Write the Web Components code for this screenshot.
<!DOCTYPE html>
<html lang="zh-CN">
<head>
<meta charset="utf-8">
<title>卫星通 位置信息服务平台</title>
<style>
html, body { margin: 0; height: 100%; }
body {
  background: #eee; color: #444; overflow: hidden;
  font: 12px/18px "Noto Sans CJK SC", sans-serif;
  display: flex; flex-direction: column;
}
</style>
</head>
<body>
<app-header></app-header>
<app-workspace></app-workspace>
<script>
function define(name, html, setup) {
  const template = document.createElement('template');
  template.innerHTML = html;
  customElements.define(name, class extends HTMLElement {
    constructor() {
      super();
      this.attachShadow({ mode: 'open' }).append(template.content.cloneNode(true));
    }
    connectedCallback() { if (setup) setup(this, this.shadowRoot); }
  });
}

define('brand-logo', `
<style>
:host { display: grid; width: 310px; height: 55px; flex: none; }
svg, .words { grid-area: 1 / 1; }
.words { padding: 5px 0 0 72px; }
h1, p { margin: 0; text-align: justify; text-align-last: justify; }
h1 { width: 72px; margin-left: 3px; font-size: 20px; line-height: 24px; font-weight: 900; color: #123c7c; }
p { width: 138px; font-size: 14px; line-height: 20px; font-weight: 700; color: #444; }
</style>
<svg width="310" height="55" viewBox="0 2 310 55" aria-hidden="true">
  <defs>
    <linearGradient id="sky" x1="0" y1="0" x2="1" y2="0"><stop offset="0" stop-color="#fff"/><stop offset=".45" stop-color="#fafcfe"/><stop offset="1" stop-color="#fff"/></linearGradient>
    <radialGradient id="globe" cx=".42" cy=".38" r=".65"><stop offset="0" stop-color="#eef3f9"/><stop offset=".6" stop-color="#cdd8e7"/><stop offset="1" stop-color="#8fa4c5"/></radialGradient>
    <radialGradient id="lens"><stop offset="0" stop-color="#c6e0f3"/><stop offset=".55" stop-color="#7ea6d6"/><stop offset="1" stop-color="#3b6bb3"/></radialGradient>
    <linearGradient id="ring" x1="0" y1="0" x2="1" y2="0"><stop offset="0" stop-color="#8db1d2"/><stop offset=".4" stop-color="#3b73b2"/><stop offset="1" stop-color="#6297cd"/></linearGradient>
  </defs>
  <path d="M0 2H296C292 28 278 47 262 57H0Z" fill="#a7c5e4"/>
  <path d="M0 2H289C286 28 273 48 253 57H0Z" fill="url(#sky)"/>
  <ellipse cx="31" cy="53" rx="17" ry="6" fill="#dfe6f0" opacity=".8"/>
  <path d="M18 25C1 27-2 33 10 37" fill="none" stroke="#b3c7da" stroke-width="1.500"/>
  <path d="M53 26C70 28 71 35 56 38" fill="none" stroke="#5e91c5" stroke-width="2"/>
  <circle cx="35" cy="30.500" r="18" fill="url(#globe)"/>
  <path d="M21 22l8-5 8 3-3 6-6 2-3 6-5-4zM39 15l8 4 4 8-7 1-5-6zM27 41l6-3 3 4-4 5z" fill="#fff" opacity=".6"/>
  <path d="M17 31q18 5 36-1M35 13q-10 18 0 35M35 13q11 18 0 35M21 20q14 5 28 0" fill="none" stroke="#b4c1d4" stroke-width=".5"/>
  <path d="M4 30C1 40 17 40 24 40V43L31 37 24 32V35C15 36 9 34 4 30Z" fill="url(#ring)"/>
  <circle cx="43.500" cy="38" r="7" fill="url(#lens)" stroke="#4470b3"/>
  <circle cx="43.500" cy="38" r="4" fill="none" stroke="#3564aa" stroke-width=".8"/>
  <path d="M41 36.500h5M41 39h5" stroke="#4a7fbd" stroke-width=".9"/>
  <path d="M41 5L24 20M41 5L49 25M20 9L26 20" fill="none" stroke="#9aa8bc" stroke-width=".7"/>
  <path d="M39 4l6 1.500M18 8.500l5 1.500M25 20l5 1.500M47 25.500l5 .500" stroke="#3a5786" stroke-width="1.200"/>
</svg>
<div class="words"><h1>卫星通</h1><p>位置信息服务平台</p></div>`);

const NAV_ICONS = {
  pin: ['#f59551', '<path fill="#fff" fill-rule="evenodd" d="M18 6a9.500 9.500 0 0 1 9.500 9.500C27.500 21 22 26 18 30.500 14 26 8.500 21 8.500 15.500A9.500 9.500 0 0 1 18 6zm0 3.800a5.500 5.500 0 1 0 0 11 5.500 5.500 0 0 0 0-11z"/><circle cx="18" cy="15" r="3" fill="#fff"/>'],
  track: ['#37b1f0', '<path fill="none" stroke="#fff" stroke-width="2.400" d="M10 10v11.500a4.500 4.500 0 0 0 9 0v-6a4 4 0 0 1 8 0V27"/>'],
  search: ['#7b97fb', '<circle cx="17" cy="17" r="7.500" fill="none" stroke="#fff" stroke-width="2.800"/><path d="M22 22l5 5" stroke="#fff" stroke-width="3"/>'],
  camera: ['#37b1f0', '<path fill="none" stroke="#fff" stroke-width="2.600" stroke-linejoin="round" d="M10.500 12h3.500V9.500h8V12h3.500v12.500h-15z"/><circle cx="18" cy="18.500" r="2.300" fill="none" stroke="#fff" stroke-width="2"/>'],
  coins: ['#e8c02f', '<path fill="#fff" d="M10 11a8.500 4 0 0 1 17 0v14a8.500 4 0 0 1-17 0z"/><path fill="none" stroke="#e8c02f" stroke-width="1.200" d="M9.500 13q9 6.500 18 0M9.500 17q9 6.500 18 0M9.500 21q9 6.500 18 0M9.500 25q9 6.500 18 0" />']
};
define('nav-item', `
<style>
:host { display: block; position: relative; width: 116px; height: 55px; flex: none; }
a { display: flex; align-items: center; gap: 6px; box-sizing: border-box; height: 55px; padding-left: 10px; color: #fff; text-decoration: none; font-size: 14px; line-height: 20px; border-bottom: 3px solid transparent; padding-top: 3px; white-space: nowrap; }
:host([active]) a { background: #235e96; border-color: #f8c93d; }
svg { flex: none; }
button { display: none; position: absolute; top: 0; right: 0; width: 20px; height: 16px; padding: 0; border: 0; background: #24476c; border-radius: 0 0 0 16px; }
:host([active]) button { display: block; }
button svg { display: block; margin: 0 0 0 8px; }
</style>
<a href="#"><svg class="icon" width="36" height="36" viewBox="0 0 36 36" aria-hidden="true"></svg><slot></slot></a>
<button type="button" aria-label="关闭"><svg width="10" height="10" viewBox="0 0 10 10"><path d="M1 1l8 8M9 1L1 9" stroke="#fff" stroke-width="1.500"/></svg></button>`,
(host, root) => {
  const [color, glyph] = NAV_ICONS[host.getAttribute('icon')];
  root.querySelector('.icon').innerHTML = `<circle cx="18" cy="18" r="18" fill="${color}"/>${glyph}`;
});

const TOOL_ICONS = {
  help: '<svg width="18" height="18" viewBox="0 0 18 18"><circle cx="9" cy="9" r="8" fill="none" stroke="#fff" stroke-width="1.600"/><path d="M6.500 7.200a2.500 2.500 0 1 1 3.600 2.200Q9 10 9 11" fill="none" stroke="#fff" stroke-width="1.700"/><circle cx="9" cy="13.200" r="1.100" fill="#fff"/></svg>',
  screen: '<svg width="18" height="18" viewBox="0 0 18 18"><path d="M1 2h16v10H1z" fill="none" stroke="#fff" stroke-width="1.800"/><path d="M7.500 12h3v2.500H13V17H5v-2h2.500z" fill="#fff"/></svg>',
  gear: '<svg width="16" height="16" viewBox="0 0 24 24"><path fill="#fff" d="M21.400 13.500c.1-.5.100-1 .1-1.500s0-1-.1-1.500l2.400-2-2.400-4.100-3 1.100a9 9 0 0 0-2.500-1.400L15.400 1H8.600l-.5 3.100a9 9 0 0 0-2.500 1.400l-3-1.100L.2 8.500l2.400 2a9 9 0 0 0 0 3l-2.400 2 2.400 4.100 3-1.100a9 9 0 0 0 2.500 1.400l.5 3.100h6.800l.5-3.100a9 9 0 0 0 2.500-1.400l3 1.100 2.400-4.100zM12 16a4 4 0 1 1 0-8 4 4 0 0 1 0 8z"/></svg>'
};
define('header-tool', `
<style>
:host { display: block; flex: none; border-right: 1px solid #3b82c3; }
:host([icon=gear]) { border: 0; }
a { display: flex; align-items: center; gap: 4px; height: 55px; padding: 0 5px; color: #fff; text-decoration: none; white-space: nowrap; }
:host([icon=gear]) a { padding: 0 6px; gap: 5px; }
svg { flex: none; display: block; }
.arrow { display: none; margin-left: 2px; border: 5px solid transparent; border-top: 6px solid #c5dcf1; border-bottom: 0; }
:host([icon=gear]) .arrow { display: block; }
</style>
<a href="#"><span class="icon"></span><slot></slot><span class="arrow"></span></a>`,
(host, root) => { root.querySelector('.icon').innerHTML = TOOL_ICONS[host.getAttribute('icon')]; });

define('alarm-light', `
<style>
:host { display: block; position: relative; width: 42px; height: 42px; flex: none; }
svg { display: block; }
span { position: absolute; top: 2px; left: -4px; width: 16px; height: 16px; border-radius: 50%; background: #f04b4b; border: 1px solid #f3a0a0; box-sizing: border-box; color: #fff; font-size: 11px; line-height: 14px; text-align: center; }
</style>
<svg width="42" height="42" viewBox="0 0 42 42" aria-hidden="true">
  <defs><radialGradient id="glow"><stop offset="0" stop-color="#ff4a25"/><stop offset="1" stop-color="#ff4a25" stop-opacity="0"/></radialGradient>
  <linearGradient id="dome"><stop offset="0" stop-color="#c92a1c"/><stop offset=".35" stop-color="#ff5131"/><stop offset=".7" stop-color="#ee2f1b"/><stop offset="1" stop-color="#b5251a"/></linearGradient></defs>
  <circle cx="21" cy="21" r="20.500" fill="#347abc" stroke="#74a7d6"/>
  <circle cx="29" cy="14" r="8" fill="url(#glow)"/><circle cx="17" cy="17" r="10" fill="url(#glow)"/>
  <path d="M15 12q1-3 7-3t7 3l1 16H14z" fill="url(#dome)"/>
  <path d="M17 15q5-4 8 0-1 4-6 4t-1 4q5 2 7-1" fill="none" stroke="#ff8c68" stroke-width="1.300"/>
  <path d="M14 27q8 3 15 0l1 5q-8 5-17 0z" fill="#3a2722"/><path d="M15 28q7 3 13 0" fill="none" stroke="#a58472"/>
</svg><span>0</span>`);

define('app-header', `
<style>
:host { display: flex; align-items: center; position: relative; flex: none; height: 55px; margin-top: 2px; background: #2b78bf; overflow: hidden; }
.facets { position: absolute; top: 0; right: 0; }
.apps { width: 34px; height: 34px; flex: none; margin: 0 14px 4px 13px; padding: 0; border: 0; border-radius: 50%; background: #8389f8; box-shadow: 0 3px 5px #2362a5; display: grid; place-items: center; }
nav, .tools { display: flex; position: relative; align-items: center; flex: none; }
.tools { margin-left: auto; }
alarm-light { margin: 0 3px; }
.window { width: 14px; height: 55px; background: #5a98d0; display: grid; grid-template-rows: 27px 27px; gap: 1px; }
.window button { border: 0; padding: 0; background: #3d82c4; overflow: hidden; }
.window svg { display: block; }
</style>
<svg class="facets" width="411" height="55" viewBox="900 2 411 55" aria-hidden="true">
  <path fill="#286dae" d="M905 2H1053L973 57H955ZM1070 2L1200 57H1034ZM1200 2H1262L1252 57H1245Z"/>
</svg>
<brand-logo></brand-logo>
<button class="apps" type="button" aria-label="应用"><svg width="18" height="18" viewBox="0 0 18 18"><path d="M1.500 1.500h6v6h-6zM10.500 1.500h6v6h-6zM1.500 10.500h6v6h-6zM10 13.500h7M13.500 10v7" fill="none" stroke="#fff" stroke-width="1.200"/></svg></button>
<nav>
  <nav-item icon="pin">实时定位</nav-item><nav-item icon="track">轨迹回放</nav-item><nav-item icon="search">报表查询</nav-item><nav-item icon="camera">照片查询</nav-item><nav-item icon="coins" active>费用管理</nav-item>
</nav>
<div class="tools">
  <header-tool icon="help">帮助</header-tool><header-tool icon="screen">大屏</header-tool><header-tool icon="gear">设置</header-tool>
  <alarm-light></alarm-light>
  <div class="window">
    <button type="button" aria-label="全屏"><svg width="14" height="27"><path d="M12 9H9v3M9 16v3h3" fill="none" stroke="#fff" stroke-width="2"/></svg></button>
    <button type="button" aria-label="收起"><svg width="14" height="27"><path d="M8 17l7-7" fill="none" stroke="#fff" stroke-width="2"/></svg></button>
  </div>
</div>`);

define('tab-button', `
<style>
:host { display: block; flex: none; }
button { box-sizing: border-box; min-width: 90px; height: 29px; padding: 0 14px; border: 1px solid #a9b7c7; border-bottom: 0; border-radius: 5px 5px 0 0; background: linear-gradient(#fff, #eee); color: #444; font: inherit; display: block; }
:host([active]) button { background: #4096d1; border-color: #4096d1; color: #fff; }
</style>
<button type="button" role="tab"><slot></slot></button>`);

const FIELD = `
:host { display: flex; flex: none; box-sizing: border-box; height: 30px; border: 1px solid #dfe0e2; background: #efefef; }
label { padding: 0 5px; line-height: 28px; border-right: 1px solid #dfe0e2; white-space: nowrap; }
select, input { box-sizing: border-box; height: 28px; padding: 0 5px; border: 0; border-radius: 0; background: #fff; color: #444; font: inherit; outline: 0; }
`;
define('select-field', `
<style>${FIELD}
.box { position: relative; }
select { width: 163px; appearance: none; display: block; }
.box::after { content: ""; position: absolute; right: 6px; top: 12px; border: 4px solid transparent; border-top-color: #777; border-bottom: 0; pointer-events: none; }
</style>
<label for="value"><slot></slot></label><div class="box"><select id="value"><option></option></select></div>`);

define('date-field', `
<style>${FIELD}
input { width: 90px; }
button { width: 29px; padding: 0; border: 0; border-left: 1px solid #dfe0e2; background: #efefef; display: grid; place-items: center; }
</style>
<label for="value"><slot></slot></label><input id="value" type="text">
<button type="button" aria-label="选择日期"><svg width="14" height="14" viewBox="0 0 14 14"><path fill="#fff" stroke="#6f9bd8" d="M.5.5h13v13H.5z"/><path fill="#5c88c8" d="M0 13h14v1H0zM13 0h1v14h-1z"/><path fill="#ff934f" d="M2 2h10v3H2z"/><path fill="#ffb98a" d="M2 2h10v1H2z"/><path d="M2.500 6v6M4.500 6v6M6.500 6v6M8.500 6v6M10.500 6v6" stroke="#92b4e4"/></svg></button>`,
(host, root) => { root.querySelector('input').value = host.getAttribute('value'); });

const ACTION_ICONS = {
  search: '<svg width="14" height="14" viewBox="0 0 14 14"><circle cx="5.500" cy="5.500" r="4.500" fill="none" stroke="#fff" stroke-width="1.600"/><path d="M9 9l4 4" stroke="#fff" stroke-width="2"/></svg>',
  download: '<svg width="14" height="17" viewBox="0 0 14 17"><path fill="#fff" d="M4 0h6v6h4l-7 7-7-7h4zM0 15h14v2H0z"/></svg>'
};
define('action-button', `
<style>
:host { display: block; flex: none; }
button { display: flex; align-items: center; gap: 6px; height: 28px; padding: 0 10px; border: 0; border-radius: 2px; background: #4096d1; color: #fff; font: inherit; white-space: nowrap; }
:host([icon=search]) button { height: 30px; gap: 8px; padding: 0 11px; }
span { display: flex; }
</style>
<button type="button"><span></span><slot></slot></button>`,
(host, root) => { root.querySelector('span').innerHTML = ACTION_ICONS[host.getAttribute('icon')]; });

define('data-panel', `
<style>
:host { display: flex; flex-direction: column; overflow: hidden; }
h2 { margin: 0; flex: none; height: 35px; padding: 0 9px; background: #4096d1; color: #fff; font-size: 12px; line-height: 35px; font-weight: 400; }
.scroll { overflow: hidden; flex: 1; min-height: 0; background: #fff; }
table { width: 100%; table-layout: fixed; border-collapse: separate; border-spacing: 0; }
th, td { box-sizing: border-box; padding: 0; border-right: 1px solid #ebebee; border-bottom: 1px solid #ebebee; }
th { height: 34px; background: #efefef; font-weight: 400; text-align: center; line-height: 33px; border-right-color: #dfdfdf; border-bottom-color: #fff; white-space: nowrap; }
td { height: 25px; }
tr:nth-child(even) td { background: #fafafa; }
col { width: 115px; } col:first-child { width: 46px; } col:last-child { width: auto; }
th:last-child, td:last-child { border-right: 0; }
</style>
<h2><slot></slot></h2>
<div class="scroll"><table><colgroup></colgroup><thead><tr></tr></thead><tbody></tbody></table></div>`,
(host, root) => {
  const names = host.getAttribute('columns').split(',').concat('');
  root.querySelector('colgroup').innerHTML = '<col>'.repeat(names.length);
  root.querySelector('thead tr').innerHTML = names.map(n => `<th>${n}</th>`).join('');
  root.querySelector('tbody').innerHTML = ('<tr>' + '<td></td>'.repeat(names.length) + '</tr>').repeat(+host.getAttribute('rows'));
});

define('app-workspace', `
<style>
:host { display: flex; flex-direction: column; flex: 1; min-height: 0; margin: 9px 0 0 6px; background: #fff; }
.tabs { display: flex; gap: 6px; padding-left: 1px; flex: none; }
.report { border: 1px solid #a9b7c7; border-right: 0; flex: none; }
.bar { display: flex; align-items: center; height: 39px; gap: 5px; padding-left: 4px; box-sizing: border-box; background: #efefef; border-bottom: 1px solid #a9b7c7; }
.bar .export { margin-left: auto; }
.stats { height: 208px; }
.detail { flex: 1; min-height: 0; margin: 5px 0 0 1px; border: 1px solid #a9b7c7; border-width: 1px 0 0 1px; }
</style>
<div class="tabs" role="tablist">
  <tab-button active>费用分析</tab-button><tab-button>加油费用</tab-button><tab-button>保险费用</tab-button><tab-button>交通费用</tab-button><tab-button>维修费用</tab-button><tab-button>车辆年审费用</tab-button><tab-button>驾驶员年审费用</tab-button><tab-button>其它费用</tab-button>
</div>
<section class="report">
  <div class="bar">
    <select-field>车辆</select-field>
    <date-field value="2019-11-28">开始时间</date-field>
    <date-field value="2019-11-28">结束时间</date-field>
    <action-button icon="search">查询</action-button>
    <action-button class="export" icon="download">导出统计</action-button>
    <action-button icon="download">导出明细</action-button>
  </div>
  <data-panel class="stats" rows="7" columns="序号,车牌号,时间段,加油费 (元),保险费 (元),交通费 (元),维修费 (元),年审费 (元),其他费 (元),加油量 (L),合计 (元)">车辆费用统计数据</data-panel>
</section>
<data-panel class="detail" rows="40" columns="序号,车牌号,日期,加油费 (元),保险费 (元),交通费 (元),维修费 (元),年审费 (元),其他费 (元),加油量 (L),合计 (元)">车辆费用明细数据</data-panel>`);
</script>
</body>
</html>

To be done. Every line in the data that holds "this" should be copied out.

Exercise answer.
Write the Web Components code for this screenshot.
      this.attachShadow({ mode: 'open' }).append(template.content.cloneNode(true));
    connectedCallback() { if (setup) setup(this, this.shadowRoot); }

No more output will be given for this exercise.